Re: search and replace
by bellaire (Hermit) on Mar 17, 2009 at 11:28 UTC
    Just as a piece of general advice: Rather than two arrays, you should use an associative array, also known as a hash. The keys of the hash should be the words and the values should be the index numbers with which to replace them.
      if the index is just a running number just use only one array  $dict[$column1] = $column2.
      BTW replacement becomes easy (by checking with exists/defined $dict[$number] and then replace).
      UPDATE:
      I just misunderstood the question, pardon me.
      It is solvable using hash itself.

      Vivek
      -- In accordance with the prarabdha of each, the One whose function it is to ordain makes each to act. What will not happen will never happen, whatever effort one may put forth. And what will happen will not fail to happen, however much one may seek to prevent it. This is certain. The part of wisdom therefore is to stay quiet.

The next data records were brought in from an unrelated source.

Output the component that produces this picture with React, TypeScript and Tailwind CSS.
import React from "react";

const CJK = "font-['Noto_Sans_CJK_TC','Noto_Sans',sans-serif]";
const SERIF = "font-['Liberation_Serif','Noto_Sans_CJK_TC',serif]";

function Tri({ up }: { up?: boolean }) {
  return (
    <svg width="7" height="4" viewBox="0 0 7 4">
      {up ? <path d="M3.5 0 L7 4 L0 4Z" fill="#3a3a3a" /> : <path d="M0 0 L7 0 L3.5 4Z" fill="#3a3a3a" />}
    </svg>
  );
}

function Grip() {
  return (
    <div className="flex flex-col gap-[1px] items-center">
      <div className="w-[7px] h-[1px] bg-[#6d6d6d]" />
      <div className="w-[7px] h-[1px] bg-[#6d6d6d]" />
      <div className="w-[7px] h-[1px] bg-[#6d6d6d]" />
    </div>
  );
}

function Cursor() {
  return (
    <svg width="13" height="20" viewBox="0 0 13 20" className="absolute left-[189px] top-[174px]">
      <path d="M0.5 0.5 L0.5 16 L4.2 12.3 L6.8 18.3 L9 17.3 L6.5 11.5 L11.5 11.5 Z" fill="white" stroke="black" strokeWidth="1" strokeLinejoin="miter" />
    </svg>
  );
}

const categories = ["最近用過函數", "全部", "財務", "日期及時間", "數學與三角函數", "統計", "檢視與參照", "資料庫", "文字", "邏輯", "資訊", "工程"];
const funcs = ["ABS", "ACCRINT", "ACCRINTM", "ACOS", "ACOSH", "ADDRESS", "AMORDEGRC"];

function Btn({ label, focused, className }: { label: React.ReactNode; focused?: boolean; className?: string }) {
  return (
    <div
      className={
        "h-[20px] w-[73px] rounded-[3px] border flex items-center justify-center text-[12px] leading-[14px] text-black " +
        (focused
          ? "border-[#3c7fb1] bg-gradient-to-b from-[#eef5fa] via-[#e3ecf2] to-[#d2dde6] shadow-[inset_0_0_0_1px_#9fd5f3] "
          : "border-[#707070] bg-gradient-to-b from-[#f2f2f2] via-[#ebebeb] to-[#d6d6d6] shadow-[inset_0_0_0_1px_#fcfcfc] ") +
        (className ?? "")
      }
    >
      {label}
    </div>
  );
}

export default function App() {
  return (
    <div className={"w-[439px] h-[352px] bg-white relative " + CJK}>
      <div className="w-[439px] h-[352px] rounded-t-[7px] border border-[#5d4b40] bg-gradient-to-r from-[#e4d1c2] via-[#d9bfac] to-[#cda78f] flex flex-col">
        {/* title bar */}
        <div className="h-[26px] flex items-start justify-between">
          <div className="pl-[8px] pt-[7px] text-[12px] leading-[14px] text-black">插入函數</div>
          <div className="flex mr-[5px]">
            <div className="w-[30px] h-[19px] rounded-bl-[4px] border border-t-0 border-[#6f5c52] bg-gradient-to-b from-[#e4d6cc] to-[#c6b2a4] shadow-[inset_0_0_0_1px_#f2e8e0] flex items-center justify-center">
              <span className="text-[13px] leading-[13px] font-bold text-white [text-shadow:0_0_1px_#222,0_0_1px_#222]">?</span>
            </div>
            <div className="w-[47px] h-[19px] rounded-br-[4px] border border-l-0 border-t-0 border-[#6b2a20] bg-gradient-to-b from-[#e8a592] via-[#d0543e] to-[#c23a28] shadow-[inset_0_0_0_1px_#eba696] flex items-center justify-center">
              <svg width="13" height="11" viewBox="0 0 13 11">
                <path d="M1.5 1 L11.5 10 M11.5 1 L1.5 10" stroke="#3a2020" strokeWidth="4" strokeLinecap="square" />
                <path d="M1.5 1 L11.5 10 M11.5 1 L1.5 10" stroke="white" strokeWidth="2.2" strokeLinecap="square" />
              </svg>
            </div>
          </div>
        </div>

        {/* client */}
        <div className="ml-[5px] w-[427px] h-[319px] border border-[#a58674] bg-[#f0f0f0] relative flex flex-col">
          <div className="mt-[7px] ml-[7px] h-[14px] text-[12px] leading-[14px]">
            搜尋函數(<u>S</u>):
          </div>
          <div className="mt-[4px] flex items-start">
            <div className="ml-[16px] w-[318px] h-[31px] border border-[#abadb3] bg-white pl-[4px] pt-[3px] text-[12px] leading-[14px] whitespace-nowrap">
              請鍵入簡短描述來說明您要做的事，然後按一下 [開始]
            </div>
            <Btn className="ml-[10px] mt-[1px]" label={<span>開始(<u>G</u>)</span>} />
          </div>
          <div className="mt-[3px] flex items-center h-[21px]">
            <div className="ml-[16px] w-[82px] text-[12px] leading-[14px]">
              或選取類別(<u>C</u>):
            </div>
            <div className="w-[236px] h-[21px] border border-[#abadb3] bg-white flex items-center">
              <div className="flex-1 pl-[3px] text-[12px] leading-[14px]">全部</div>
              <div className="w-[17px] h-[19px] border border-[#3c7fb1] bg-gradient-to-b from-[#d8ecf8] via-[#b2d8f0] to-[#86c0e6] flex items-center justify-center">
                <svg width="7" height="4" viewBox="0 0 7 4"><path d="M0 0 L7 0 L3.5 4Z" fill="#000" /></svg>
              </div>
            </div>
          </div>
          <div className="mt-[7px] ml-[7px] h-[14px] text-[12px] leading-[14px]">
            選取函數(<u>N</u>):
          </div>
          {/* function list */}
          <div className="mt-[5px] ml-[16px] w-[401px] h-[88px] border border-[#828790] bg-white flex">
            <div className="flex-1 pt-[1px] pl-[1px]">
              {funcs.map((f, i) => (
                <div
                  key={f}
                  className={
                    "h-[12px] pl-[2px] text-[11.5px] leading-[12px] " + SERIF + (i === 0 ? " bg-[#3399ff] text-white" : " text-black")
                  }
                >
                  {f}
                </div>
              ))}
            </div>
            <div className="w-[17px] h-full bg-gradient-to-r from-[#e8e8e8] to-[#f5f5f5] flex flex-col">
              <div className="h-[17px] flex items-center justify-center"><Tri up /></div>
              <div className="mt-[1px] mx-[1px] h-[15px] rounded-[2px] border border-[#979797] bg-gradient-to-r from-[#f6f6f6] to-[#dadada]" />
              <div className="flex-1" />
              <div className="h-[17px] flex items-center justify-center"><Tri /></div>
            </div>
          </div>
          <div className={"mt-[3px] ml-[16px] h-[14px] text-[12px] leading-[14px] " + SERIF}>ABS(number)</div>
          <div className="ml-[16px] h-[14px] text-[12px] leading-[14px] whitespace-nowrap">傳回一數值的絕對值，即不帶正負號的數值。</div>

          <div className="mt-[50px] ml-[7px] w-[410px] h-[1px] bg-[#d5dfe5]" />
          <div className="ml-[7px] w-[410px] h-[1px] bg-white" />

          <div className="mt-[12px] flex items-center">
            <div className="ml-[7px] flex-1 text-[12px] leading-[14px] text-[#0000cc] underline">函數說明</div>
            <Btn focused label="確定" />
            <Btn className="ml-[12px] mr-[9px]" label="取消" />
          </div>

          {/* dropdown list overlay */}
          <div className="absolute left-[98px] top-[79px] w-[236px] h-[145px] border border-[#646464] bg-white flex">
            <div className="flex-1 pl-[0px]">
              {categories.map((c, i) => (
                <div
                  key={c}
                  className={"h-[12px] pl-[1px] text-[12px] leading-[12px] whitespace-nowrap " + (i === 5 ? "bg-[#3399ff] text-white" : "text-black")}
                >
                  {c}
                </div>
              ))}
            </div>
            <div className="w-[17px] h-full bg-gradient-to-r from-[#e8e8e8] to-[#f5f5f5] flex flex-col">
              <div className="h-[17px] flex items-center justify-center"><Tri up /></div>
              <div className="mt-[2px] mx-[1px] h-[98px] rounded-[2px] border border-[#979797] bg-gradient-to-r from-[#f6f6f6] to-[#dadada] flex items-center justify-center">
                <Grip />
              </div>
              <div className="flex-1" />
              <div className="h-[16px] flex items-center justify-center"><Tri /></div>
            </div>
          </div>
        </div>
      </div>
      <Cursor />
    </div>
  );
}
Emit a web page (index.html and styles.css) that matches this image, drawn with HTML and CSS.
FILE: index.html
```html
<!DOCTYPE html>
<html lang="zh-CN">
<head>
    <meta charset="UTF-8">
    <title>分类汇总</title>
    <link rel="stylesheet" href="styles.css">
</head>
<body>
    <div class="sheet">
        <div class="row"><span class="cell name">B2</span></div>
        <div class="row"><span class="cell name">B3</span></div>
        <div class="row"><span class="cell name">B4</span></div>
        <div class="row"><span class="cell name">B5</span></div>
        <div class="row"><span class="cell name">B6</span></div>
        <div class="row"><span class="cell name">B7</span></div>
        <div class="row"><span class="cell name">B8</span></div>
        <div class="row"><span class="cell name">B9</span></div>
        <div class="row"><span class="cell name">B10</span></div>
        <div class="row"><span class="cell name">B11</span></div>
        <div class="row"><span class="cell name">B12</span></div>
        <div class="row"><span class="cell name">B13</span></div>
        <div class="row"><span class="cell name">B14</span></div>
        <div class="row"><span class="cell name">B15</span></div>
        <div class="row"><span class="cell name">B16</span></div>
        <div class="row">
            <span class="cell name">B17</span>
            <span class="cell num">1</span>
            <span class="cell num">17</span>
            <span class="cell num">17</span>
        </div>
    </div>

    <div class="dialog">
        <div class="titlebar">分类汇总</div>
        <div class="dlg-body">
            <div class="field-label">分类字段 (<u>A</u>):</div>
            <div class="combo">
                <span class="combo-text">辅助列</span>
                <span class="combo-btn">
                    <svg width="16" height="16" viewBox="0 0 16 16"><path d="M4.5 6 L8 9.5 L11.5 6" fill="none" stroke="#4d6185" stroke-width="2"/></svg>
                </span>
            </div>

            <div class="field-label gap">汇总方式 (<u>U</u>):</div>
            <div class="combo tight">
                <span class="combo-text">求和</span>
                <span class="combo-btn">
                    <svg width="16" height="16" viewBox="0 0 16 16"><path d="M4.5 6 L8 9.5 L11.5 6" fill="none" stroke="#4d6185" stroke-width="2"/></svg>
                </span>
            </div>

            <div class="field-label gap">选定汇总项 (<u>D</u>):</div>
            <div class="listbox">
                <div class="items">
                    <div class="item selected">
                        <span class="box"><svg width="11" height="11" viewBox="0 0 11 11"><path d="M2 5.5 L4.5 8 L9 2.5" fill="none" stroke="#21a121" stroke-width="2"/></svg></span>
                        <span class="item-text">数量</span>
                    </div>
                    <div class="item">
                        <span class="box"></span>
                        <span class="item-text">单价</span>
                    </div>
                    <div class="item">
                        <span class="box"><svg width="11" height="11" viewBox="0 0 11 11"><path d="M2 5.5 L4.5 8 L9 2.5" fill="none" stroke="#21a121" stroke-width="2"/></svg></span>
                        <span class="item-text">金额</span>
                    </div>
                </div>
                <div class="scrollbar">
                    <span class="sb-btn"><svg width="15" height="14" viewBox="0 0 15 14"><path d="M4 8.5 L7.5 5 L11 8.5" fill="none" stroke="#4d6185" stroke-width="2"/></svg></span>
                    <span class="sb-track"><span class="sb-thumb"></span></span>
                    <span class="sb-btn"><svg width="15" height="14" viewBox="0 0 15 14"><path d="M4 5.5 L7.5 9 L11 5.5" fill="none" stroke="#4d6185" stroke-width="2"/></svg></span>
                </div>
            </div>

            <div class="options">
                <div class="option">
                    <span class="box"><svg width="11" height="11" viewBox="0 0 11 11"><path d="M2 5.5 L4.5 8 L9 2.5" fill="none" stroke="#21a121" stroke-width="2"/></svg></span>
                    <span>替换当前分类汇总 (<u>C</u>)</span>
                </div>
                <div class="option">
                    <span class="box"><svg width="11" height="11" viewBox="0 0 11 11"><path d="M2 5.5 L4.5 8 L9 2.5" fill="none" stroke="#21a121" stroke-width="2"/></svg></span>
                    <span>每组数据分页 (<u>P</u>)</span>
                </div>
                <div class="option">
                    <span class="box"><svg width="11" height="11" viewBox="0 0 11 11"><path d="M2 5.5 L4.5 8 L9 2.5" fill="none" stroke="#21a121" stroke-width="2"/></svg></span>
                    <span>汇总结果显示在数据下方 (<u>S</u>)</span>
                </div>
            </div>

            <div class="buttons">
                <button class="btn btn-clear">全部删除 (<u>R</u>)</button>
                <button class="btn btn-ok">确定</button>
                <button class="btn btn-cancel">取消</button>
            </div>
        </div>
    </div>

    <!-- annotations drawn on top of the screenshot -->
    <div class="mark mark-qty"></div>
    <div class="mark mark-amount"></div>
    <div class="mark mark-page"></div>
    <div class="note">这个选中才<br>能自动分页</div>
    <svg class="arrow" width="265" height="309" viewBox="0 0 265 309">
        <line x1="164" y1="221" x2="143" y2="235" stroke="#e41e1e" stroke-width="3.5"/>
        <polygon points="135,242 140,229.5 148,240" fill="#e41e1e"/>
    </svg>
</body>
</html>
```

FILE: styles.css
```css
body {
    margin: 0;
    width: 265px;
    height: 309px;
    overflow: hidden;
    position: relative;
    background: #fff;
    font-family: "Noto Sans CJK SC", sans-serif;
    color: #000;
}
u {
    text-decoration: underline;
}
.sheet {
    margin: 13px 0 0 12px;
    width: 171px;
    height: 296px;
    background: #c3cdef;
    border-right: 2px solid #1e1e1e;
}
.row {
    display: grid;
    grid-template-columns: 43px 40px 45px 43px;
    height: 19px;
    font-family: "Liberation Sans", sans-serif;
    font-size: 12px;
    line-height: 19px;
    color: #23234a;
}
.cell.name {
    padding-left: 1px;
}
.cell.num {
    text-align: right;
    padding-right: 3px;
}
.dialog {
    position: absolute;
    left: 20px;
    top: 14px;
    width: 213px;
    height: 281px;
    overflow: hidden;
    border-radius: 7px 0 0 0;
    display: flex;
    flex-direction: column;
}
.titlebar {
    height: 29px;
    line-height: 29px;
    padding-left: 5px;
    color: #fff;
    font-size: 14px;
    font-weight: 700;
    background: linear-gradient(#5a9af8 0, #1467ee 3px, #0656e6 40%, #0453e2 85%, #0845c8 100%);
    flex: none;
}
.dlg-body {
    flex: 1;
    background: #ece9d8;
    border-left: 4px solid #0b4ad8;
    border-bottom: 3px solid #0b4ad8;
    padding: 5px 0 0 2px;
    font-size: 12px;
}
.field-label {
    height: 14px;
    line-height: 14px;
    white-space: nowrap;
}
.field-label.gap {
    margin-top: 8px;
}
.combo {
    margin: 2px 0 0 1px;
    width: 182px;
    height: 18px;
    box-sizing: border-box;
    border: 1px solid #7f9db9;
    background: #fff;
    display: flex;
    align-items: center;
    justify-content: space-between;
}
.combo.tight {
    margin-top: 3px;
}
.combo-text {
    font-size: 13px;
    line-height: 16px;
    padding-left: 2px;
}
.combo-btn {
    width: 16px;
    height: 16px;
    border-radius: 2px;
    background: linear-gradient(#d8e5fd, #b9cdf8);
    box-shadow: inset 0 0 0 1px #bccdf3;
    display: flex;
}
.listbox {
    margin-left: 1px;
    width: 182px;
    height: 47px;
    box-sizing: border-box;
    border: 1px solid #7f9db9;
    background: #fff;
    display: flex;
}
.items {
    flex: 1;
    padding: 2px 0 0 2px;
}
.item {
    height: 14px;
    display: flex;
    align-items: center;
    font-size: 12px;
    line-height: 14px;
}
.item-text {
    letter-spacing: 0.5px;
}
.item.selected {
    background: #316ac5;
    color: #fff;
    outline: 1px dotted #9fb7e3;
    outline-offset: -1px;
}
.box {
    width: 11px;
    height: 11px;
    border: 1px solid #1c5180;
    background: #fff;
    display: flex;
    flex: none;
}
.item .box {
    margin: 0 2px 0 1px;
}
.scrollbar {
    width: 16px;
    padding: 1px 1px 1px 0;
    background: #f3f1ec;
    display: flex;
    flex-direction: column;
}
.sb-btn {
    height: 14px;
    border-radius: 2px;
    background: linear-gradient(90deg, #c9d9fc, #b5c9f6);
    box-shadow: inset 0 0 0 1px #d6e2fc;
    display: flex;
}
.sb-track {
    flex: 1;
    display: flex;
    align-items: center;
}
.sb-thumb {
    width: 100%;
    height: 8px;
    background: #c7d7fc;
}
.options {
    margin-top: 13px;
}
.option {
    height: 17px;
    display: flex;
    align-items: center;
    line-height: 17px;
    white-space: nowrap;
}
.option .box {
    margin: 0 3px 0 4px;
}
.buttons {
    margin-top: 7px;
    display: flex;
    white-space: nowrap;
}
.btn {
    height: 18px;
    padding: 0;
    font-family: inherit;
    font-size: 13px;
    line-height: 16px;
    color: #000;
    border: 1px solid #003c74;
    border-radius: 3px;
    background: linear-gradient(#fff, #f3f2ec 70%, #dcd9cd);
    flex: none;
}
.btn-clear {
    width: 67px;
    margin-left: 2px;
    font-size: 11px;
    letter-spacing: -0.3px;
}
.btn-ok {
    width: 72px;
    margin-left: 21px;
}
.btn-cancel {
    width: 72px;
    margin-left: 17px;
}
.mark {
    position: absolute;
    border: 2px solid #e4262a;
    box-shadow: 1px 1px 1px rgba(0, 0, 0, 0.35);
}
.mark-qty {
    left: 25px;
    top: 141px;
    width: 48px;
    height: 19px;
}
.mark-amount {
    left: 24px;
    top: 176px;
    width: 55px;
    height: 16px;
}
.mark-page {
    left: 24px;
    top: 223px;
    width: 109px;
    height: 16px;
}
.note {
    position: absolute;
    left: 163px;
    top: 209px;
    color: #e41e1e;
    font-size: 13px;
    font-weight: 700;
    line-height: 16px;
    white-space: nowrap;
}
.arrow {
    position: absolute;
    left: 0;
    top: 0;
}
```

        This wouldn't work as well because he needs to find the words in his string, and use the numbers to replace them. That is, the index should be the data from the input file, which is words, not numbers. Using the numbers as the index would force him to search the entire list for each word which needs to be replaced (although it would save him one array compared with his current two array approach). Using the words themselves as hash keys allows him to do a simple lookup.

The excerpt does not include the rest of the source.